To flame is to express an immoderate opinion and it can easily lead to flame-wars... which degenerate into a slanging-match, much to the disgruntlement of other readers of the group. And they have ways of getting even. You don't want to get bombed (have your private e-mail address deluged by repeated messages until your box is full).

    So it might maker sense to read one of those on-line manuals after all.


Language notes


1. Imagine being able to send a letter to someone, anywhere in the world, that included pictures and sounds as well as written words, and not even have to put a stamp on it.


(试想一下,你甚至不用贴邮票,就能把一封图文并茂、有声有色的信件寄到世界任何地方。)


Note imagine can be followed by nouns or the -ing forms of verbs.
e.g. She imagined opening the door and seeing her son standing right there.
Have your ever imagined his/him telling lies?

 

2. You can even attach a file from your computer, whether it be a sound, an image or a text, to your e-mail message.

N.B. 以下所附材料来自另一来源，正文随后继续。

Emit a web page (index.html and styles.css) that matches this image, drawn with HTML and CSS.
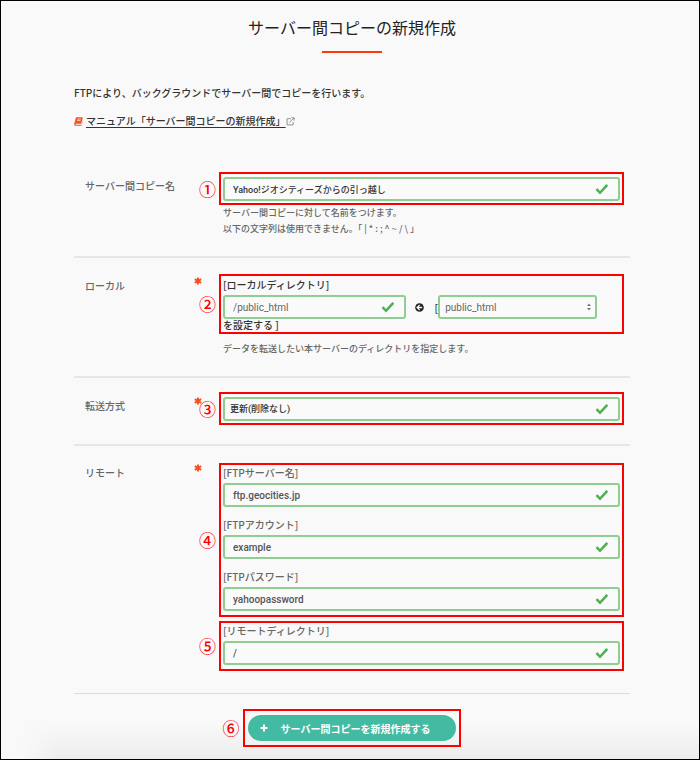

(你还可以附上计算机上的一个文件作为你的电子邮件信息,而这个文件可以是一段声音、一个图像,也可以是一篇文章。)


有时条件让步状语从句用“be”替代is 或are,有时也可去掉状语连接词,而用倒装。
e.g. Everything in this world will sooner or later meet its death, be it a tree, a bird or a man.
Home is home, be it ever so homely.
Be he friend or enemy, I'd never want to see him.

 

3. Just as you need to put the correct address on an envelope to make sure it gets to the right place, so you must also put the correct e-mail address on your electronic correspondence.


(要把正确的地址写在信封上才能确保信被收到。同样,你必须把正确的收件人地址写在电子邮件上。)
 

"as+从句+so+从句"结构表示“像……一样”,“正如……”。
e.g. As trees need water for growth, so human hearts need kindness to stay healthy.

4. E-mail has obvious advantages for schools and businesses that want to keep track of their messages.


(对于学校和商业界来说,电子邮件有着显著的优势——它可以帮助它们跟踪信息。)


Keep track of means to keep informed of something, c.f. lose track of something.

 

5. It is the Internet equivalent of shouting down the telephone.


(在网络世界中,这就相当于在电话里大吼大叫。)


Equivalent means something equal or similar in value, amount or significance.